I’m unaware of those operational details, Kerry.

… as to the precise sequence of events, I cannot recall each step in that sequence of events. I honestly cannot.

… the precise sequence of events concerning the handling of this particular vessel I cannot recall in absolute detail—they were complex diplomatic negotiations.

That would be done through the normal agency of the Australian government—the customs and border protection arrangements of the government. That is where the command and control lies. I imagine it is an operational matter.

— Kevin Rudd last night on the 7.30 Report.

It’s wonderful that our workaholic Prime Minister has finally relaxed enough to stop sweating the small stuff. Remember the Kevin Rudd of 2008, who couldn’t let anything happen in the entire Government without personally vetting it first?

Now he appears content to leave the operational details of a critical issue like the handling of the Oceanic Viking to other parties. He was repeatedly asked last week in Parliament about such matters and, almost with a shrug of his shoulders, declared he couldn’t quite recall. And judging by his effort with an inevitably semi-manic Kerry O’Brien last night, his recollection hasn’t improved in the intervening days.

Or not, as the case may be. Does anyone seriously believe Australia’s most controlling Prime Minister and his office are not fully across exactly what’s going on? But the Prime Minister has developed a too-cute-by-half strategy of professing ignorance about the handling of events in Indonesia.

It’s partly understandable given it is only the ABC and The Australian which are, for their own ideological reasons, fascinated by such details which, even in the broader context of the Government’s policy on asylum seekers, are of relatively minor importance.

However, it reflects his ongoing struggle to find a communications strategy that will enable him to get control of the issue again, although Tony Abbott appears eager to assist him by saying, more or less, that Rudd now has blood on his hands, once again demonstrating that no matter how obvious the benefits of keeping attention focused on the Government, the Coalition can be relied on demand the spotlight be swung back to them. Perhaps now that he has finally copped a knock in the polls — although today’s Newspoll is clearly a rogue result, especially compared to other polls — he might re-evaluate what he’s trying to say.

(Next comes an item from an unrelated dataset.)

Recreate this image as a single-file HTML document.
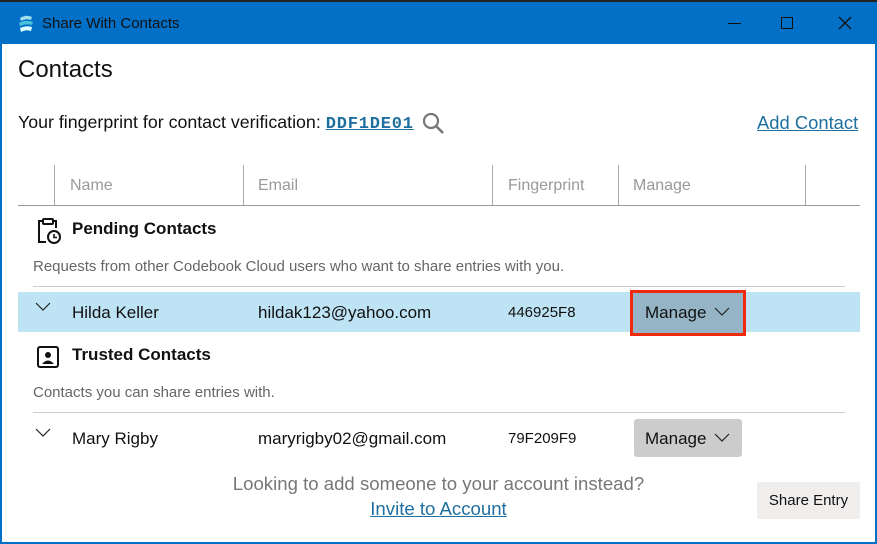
<!DOCTYPE html>
<html><head><meta charset="utf-8"><style>
*{margin:0;padding:0;box-sizing:border-box}
body{width:877px;height:544px;overflow:hidden;background:#fff;font-family:"Liberation Sans",sans-serif;position:relative;color:#111}
.a{position:absolute;white-space:nowrap}
.vl{position:absolute;width:1px;background:#aaa;top:165px;height:40px}
.g{color:#999;font-size:16px}
.link{color:#1f6f9f;text-decoration:underline}
</style></head><body>
<div class="a" style="left:0;top:0;width:877px;height:3px;background:#222"></div>
<div class="a" style="left:0;top:2px;width:877px;height:542px;border:2px solid #0170c6;border-top:0"></div>
<div class="a" style="left:0;top:2px;width:877px;height:42px;background:#0170c6"></div>
<svg class="a" style="left:17px;top:14px" width="18" height="20" viewBox="0 0 18 20"><path d="M3 4 Q9 0 15 3 L14 6 Q9 4 4 7Z" fill="#9fe0ef"/><path d="M2 9 Q9 5 16 8 L15 11 Q9 9 3 12Z" fill="#4cc3de"/><path d="M3 14 Q9 11 15 13 L14 17 Q9 15 4 18Z" fill="#dff"/></svg>
<div class="a" style="left:42px;top:15px;font-size:15px;color:#111">Share With Contacts</div>
<div class="a" style="left:728px;top:23px;width:13px;height:1px;background:#111"></div>
<div class="a" style="left:781px;top:17px;width:12px;height:12px;border:1px solid #111"></div>
<svg class="a" style="left:838px;top:16px" width="14" height="14"><path d="M1 1L13 13M13 1L1 13" stroke="#111" stroke-width="1.3"/></svg>
<div class="a" style="left:18px;top:56px;font-size:24px">Contacts</div>
<div class="a" style="left:18px;top:112px;font-size:17.8px">Your fingerprint for contact verification: <span class="link" style="font-family:'Liberation Mono',monospace;font-weight:bold;font-size:17px;letter-spacing:0.8px">DDF1DE01</span></div>
<svg class="a" style="left:422px;top:112px" width="24" height="24"><circle cx="9" cy="9" r="7" fill="none" stroke="#777" stroke-width="2.2"/><path d="M14 14L21 21" stroke="#777" stroke-width="2.6"/></svg>
<div class="a link" style="left:757px;top:112px;font-size:18.4px">Add Contact</div>
<div class="vl" style="left:54px"></div><div class="vl" style="left:243px"></div><div class="vl" style="left:492px"></div><div class="vl" style="left:618px"></div><div class="vl" style="left:805px"></div>
<div class="a" style="left:18px;top:205px;width:842px;height:1px;background:#999"></div>
<div class="a g" style="left:70px;top:177px">Name</div>
<div class="a g" style="left:258px;top:177px">Email</div>
<div class="a g" style="left:508px;top:177px">Fingerprint</div>
<div class="a g" style="left:633px;top:177px">Manage</div>
<svg class="a" style="left:35px;top:217px" width="28" height="28" viewBox="0 0 28 28"><path d="M9 4H4V25H11" fill="none" stroke="#111" stroke-width="2"/><path d="M17 4H21V11" fill="none" stroke="#111" stroke-width="2"/><rect x="8" y="2" width="10" height="5" rx="1" fill="none" stroke="#111" stroke-width="2"/><circle cx="19" cy="20" r="6" fill="none" stroke="#111" stroke-width="2"/><path d="M19 17V20.5H22" fill="none" stroke="#111" stroke-width="1.6"/></svg>
<div class="a" style="left:72px;top:219px;font-size:17px;font-weight:bold">Pending Contacts</div>
<div class="a" style="left:33px;top:258px;font-size:15px;color:#666">Requests from other Codebook Cloud users who want to share entries with you.</div>
<div class="a" style="left:33px;top:286px;width:812px;height:1px;background:#ccc"></div>
<div class="a" style="left:18px;top:292px;width:842px;height:40px;background:#bee3f4"></div>
<svg class="a" style="left:35px;top:302px" width="16" height="10"><path d="M1 1L8 8L15 1" fill="none" stroke="#222" stroke-width="1.2"/></svg>
<div class="a" style="left:72px;top:303px;font-size:17px">Hilda Keller</div>
<div class="a" style="left:258px;top:303px;font-size:17px">hildak123@yahoo.com</div>
<div class="a" style="left:508px;top:304px;font-size:15px">446925F8</div>
<div class="a" style="left:630px;top:290px;width:116px;height:46px;border:3px solid #ee2a0c;background:#95b5c6"></div>
<div class="a" style="left:645px;top:303px;font-size:17px">Manage</div>
<svg class="a" style="left:714px;top:307px" width="16" height="10"><path d="M1 1L8 8L15 1" fill="none" stroke="#222" stroke-width="1.2"/></svg>
<svg class="a" style="left:36px;top:345px" width="24" height="24"><rect x="2" y="2" width="20" height="20" rx="2" fill="none" stroke="#111" stroke-width="2"/><circle cx="12" cy="10" r="3" fill="#111"/><path d="M6 19Q12 12 18 19Z" fill="#111"/></svg>
<div class="a" style="left:72px;top:345px;font-size:17px;font-weight:bold">Trusted Contacts</div>
<div class="a" style="left:33px;top:384px;font-size:15px;color:#666">Contacts you can share entries with.</div>
<div class="a" style="left:33px;top:412px;width:812px;height:1px;background:#ccc"></div>
<svg class="a" style="left:35px;top:428px" width="16" height="10"><path d="M1 1L8 8L15 1" fill="none" stroke="#222" stroke-width="1.2"/></svg>
<div class="a" style="left:72px;top:429px;font-size:17px">Mary Rigby</div>
<div class="a" style="left:258px;top:429px;font-size:17px">maryrigby02@gmail.com</div>
<div class="a" style="left:508px;top:430px;font-size:15px">79F209F9</div>
<div class="a" style="left:634px;top:419px;width:108px;height:38px;background:#cccccc;border-radius:3px"></div>
<div class="a" style="left:645px;top:429px;font-size:17px">Manage</div>
<svg class="a" style="left:714px;top:433px" width="16" height="10"><path d="M1 1L8 8L15 1" fill="none" stroke="#222" stroke-width="1.2"/></svg>
<div class="a" style="left:0;width:877px;text-align:center;top:473px;font-size:18.6px;color:#777">Looking to add someone to your account instead?</div>
<div class="a link" style="left:0;width:877px;text-align:center;top:498px;font-size:18.6px">Invite to Account</div>
<div class="a" style="left:757px;top:482px;width:103px;height:37px;background:#f0eded;border-radius:2px;font-size:15px;text-align:center;line-height:38px">Share Entry</div>
</body></html>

Malcolm Turnbull had a difficult interview yesterday as well. If Kerry O’Brien suffers from a tendency to ask a question, pause for one syllable of an answer, and then ask another one, Turnbull’s amazing encounter yesterday with Alan Jones (listen to it here) seemed like an extended rant by Jones interrupted, on occasion, by a clearly deeply unhappy Turnbull.

Jones appeared to go entirely off the deep end, simultaneously demanding we take every Tamil refugee and re-establish the Pacific Solution — although he didn’t quite understand the latter. Turnbull struggled to explain the Howard Government’s policy to Jones, even as the latter demanded to know what his policy was. The Prime Minister isn’t the only leader whose line on asylum seekers is a work in progress.

Better yet was when Jones spent several interminable minutes subjecting Turnbull to an assembled Greatest Hits package of his interviews with greenhouse denialists and conspiracy theorists, prompting Jones to claim that climate change was a vast plot to give Australian money to “the Arab-Muslim bloc”.

The only time Turnbull managed to shut him up was when he told him Jones he should be putting the same questions to his idols John Howard and Margaret Thatcher.

Quite why Turnbull insists on punishing himself by returning to front Jones is a mystery, even if it provides brilliant entertainment for the rest of us. If Jones’s ancient, reactionary audience are deserting the Coalition, then it’s time to give up.